Last night, I saw this film - Fast Runner at the SIFF. It was an amazing film about an Inuit tribe and their passion and politics all within the span of 3 hours (Ian stop rolling your eyes! It won the Palm D'or at Cannes). The landscape was beautiful, of course - Artic snow and purple skies, later turning to summer and spring -- a pattern of greys, browns, greens... The people were amazingly good actors - delivering lines in the first entire Inuit language film... Also the plot line throwing out the romanticized notion of the "gentle people", they were just as bloodthirsty as your Shakespear tragedy...
Back to Civilization, Salon interviewed author/professor Richard Florida about the Creativity Index of Cities and what it means to the vitality of where you're living. Very compelling arguments - but also somewhat too simplistic -- of course creative people are going to want to be around other creative people, of course diversity brings out creativity, of course gays and ethnic groups promote the arts, of course companies who have creative challenges and incentives thrive better than those with just monetary reasons... However, he does back some of this up with some data. I'd be interested in reading his book and seeing what stands out.
Some of this of course doesn't take into account the "Cheap Rent" index either... He does, however, acknowledge the fact that the creative index can chase out the locals and service industry because the rents are too high... And a good part of this is that if you can afford to live in the city, you have to accept the fact that city living is not going to resemble the idyllic suburb dream (3 bedroom homes, big bathrooms, 2 cars, etc)...
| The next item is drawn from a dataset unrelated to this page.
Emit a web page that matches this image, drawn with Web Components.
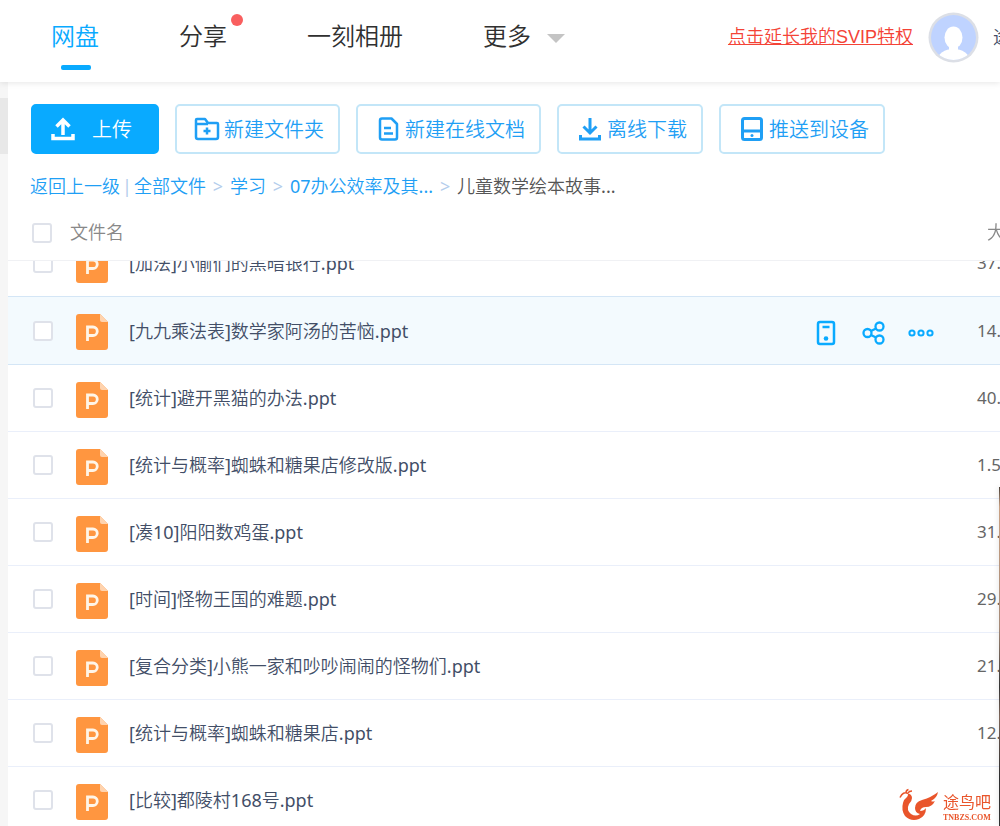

I also found the talk of conservative cities vs liberal cities to be a bit one-dimensional. I think more goes into play than just tolerant people... Histories and legacies unfortunately are ingrained so much into places like Detroit and Pittsburgh that you can't divorce the two and start to have a clean break... On a small scale, I think of places like Medford - the place where I lived and though how much there might be pockets of liberal thinking, they're ingrained in their redneck ways so much that it makes it impossible to do anything different than lumber or grow pears... (even if the former industry has to be euthenized)... The more I read this, the more I am wondering if Seattle isn't sliding down the Creative index (even though we rank in the middle)...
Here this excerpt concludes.